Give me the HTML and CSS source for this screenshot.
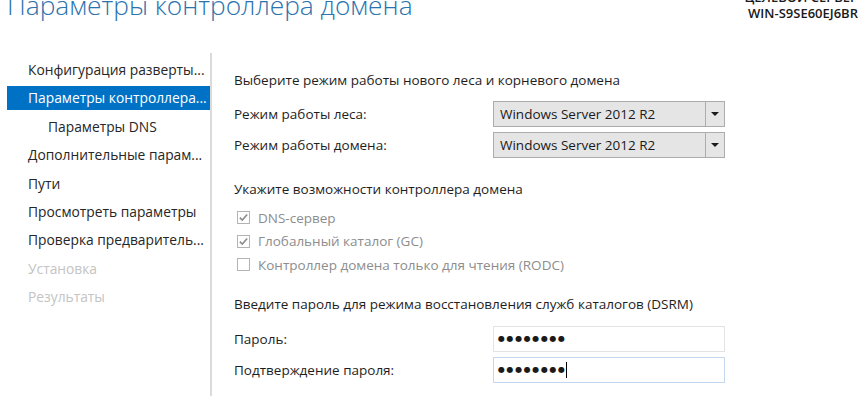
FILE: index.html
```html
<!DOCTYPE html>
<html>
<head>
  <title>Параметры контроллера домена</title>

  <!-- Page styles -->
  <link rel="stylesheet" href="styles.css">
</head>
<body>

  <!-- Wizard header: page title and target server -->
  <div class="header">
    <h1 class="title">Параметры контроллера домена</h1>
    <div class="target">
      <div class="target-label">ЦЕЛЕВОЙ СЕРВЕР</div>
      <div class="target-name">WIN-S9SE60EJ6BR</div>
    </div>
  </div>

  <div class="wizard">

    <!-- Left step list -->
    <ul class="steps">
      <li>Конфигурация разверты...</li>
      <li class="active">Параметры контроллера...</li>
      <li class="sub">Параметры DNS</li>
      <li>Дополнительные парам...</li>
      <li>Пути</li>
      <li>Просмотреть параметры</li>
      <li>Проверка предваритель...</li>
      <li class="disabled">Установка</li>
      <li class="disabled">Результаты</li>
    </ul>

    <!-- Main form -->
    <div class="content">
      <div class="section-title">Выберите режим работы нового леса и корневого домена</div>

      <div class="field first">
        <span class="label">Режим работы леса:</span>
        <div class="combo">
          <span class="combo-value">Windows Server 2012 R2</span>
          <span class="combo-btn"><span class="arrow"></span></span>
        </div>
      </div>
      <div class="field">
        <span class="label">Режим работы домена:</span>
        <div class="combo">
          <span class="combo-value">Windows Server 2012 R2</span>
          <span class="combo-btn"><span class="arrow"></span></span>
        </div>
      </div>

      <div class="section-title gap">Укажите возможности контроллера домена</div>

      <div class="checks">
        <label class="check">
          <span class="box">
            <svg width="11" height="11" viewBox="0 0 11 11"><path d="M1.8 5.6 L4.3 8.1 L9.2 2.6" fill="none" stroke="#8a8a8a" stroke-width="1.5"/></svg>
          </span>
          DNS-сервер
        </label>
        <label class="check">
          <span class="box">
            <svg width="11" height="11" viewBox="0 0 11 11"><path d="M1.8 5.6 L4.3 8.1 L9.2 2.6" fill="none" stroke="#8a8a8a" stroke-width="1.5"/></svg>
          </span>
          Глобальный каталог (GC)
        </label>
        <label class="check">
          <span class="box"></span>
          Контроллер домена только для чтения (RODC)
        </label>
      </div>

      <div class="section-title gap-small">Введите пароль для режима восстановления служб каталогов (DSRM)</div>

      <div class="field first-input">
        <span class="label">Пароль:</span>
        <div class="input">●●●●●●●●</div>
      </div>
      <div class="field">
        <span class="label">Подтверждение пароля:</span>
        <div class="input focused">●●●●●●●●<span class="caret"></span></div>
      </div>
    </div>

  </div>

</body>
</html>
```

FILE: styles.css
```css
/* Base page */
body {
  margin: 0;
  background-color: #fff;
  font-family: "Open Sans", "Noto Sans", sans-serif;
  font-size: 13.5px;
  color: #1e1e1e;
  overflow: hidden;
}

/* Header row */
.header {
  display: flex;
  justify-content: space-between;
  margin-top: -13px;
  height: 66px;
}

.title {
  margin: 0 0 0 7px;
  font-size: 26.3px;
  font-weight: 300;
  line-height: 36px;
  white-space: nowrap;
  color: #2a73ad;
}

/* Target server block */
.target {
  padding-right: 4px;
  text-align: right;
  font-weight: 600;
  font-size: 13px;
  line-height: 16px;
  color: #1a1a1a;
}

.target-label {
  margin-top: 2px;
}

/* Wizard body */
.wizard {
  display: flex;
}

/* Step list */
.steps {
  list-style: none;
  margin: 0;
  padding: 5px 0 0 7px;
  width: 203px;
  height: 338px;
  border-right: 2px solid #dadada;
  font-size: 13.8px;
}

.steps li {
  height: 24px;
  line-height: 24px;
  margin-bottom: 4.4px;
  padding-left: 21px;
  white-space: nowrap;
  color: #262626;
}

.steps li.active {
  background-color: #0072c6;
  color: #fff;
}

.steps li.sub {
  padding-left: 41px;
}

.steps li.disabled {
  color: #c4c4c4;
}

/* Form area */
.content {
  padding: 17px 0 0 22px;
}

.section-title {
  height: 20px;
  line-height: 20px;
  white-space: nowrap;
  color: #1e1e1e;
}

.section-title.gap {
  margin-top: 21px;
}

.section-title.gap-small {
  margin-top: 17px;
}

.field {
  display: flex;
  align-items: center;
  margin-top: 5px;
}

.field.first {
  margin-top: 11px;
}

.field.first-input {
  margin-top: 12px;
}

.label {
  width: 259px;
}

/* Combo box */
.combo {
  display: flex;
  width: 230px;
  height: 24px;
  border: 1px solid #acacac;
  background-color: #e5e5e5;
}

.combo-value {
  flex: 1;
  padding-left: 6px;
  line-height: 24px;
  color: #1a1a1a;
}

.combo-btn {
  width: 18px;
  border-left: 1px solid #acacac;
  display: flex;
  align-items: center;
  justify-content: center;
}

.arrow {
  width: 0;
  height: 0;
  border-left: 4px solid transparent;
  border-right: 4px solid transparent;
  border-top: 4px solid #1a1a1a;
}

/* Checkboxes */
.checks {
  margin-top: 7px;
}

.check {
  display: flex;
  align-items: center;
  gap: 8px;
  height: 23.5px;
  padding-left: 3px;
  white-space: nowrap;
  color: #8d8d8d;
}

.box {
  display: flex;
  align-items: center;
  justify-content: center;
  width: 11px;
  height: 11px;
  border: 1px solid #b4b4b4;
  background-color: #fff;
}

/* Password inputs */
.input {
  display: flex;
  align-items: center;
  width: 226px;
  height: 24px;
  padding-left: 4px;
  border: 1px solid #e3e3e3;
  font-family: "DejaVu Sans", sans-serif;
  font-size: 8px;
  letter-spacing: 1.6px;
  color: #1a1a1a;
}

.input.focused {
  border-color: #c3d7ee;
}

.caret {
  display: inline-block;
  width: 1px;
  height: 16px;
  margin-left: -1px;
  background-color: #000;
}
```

Written exercise | Your task is an exact transcription of all the data, minus the pictures.

Response for this exercise |
Give me the HTML and CSS source for this screenshot.
FILE: index.html
```html
<!DOCTYPE html>
<html>
<head>
  <title>Параметры контроллера домена</title>

  <!-- Page styles -->
  <link rel="stylesheet" href="styles.css">
</head>
<body>

  <!-- Wizard header: page title and target server -->
  <div class="header">
    <h1 class="title">Параметры контроллера домена</h1>
    <div class="target">
      <div class="target-label">ЦЕЛЕВОЙ СЕРВЕР</div>
      <div class="target-name">WIN-S9SE60EJ6BR</div>
    </div>
  </div>

  <div class="wizard">

    <!-- Left step list -->
    <ul class="steps">
      <li>Конфигурация разверты...</li>
      <li class="active">Параметры контроллера...</li>
      <li class="sub">Параметры DNS</li>
      <li>Дополнительные парам...</li>
      <li>Пути</li>
      <li>Просмотреть параметры</li>
      <li>Проверка предваритель...</li>
      <li class="disabled">Установка</li>
      <li class="disabled">Результаты</li>
    </ul>

    <!-- Main form -->
    <div class="content">
      <div class="section-title">Выберите режим работы нового леса и корневого домена</div>

      <div class="field first">
        <span class="label">Режим работы леса:</span>
        <div class="combo">
          <span class="combo-value">Windows Server 2012 R2</span>
          <span class="combo-btn"><span class="arrow"></span></span>
        </div>
      </div>
      <div class="field">
        <span class="label">Режим работы домена:</span>
        <div class="combo">
          <span class="combo-value">Windows Server 2012 R2</span>
          <span class="combo-btn"><span class="arrow"></span></span>
        </div>
      </div>

      <div class="section-title gap">Укажите возможности контроллера домена</div>

      <div class="checks">
        <label class="check">
          <span class="box">
            <svg width="11" height="11" viewBox="0 0 11 11"><path d="M1.8 5.6 L4.3 8.1 L9.2 2.6" fill="none" stroke="#8a8a8a" stroke-width="1.5"/></svg>
          </span>
          DNS-сервер
        </label>
        <label class="check">
          <span class="box">
            <svg width="11" height="11" viewBox="0 0 11 11"><path d="M1.8 5.6 L4.3 8.1 L9.2 2.6" fill="none" stroke="#8a8a8a" stroke-width="1.5"/></svg>
          </span>
          Глобальный каталог (GC)
        </label>
        <label class="check">
          <span class="box"></span>
          Контроллер домена только для чтения (RODC)
        </label>
      </div>

      <div class="section-title gap-small">Введите пароль для режима восстановления служб каталогов (DSRM)</div>

      <div class="field first-input">
        <span class="label">Пароль:</span>
        <div class="input">●●●●●●●●</div>
      </div>
      <div class="field">
        <span class="label">Подтверждение пароля:</span>
        <div class="input focused">●●●●●●●●<span class="caret"></span></div>
      </div>
    </div>

  </div>

</body>
</html>
```

FILE: styles.css
```css
/* Base page */
body {
  margin: 0;
  background-color: #fff;
  font-family: "Open Sans", "Noto Sans", sans-serif;
  font-size: 13.5px;
  color: #1e1e1e;
  overflow: hidden;
}

/* Header row */
.header {
  display: flex;
  justify-content: space-between;
  margin-top: -13px;
  height: 66px;
}

.title {
  margin: 0 0 0 7px;
  font-size: 26.3px;
  font-weight: 300;
  line-height: 36px;
  white-space: nowrap;
  color: #2a73ad;
}

/* Target server block */
.target {
  padding-right: 4px;
  text-align: right;
  font-weight: 600;
  font-size: 13px;
  line-height: 16px;
  color: #1a1a1a;
}

.target-label {
  margin-top: 2px;
}

/* Wizard body */
.wizard {
  display: flex;
}

/* Step list */
.steps {
  list-style: none;
  margin: 0;
  padding: 5px 0 0 7px;
  width: 203px;
  height: 338px;
  border-right: 2px solid #dadada;
  font-size: 13.8px;
}

.steps li {
  height: 24px;
  line-height: 24px;
  margin-bottom: 4.4px;
  padding-left: 21px;
  white-space: nowrap;
  color: #262626;
}

.steps li.active {
  background-color: #0072c6;
  color: #fff;
}

.steps li.sub {
  padding-left: 41px;
}

.steps li.disabled {
  color: #c4c4c4;
}

/* Form area */
.content {
  padding: 17px 0 0 22px;
}

.section-title {
  height: 20px;
  line-height: 20px;
  white-space: nowrap;
  color: #1e1e1e;
}

.section-title.gap {
  margin-top: 21px;
}

.section-title.gap-small {
  margin-top: 17px;
}

.field {
  display: flex;
  align-items: center;
  margin-top: 5px;
}

.field.first {
  margin-top: 11px;
}

.field.first-input {
  margin-top: 12px;
}

.label {
  width: 259px;
}

/* Combo box */
.combo {
  display: flex;
  width: 230px;
  height: 24px;
  border: 1px solid #acacac;
  background-color: #e5e5e5;
}

.combo-value {
  flex: 1;
  padding-left: 6px;
  line-height: 24px;
  color: #1a1a1a;
}

.combo-btn {
  width: 18px;
  border-left: 1px solid #acacac;
  display: flex;
  align-items: center;
  justify-content: center;
}

.arrow {
  width: 0;
  height: 0;
  border-left: 4px solid transparent;
  border-right: 4px solid transparent;
  border-top: 4px solid #1a1a1a;
}

/* Checkboxes */
.checks {
  margin-top: 7px;
}

.check {
  display: flex;
  align-items: center;
  gap: 8px;
  height: 23.5px;
  padding-left: 3px;
  white-space: nowrap;
  color: #8d8d8d;
}

.box {
  display: flex;
  align-items: center;
  justify-content: center;
  width: 11px;
  height: 11px;
  border: 1px solid #b4b4b4;
  background-color: #fff;
}

/* Password inputs */
.input {
  display: flex;
  align-items: center;
  width: 226px;
  height: 24px;
  padding-left: 4px;
  border: 1px solid #e3e3e3;
  font-family: "DejaVu Sans", sans-serif;
  font-size: 8px;
  letter-spacing: 1.6px;
  color: #1a1a1a;
}

.input.focused {
  border-color: #c3d7ee;
}

.caret {
  display: inline-block;
  width: 1px;
  height: 16px;
  margin-left: -1px;
  background-color: #000;
}
```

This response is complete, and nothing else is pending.